Very specific to its time, to the events of those months from September to June, and to the scholarly projects of that particular set of Fellows. No madeleines, but the red pepper soup that was one of the cook’s specialties for lunches.
(I was a visitor rather than a Fellow, working with Geoff Pullum, who was an actual Fellow. That June (27 years ago!) I went on to UC Santa Cruz to teach a course at the Linguistic Institute (the summer school of the Linguistic Society of America), which was held at UCSC that summer. Busy days.)
The NYT Magazine poem. The poem, in Rita Dove’s regular poetry column, on-line on the 13th, in print on the 16th:
Dove’s commentary:
The villanelle (Italian for “rustic”) is a pastoral song whose recurring lines and interlocking rhyme scheme create the ideal vehicle for Adam Giannelli’s paean to the past.

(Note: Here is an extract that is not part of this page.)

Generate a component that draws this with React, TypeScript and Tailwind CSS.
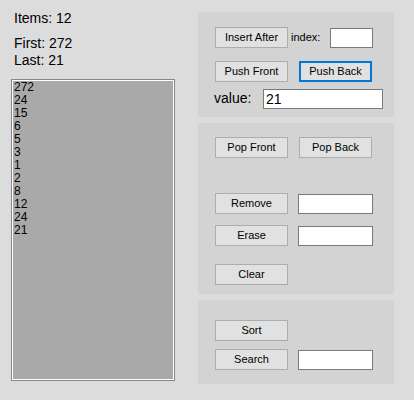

According to this lament, we can never truly go home again, not even in our minds. Just as gardens wither and beloved figures depart into memory, so do the poem’s rhymes: The ingenious pairing of “paradises/irises” devolves into “chives/apse,” while the pure trinity of “host/toast/ghost” dwindles to “tallest/Eucharist/Julius/Proust.” Eventually we’re left with the villanelle’s twinned refrain — until even these wisps of sound recede.
Beautifully constructed: the villanelle comes undone as it proceeds.
From Wikipedia:
A villanelle (also known as villanesque) is a nineteen-line poetic form consisting of five tercets followed by a quatrain. There are two refrains and two repeating rhymes, with the first and third line of the first tercet repeated alternately until the last stanza, which includes both repeated lines. The villanelle is an example of a fixed verse form. The word derives from Latin, then Italian, and is related to the initial subject of the form being the pastoral.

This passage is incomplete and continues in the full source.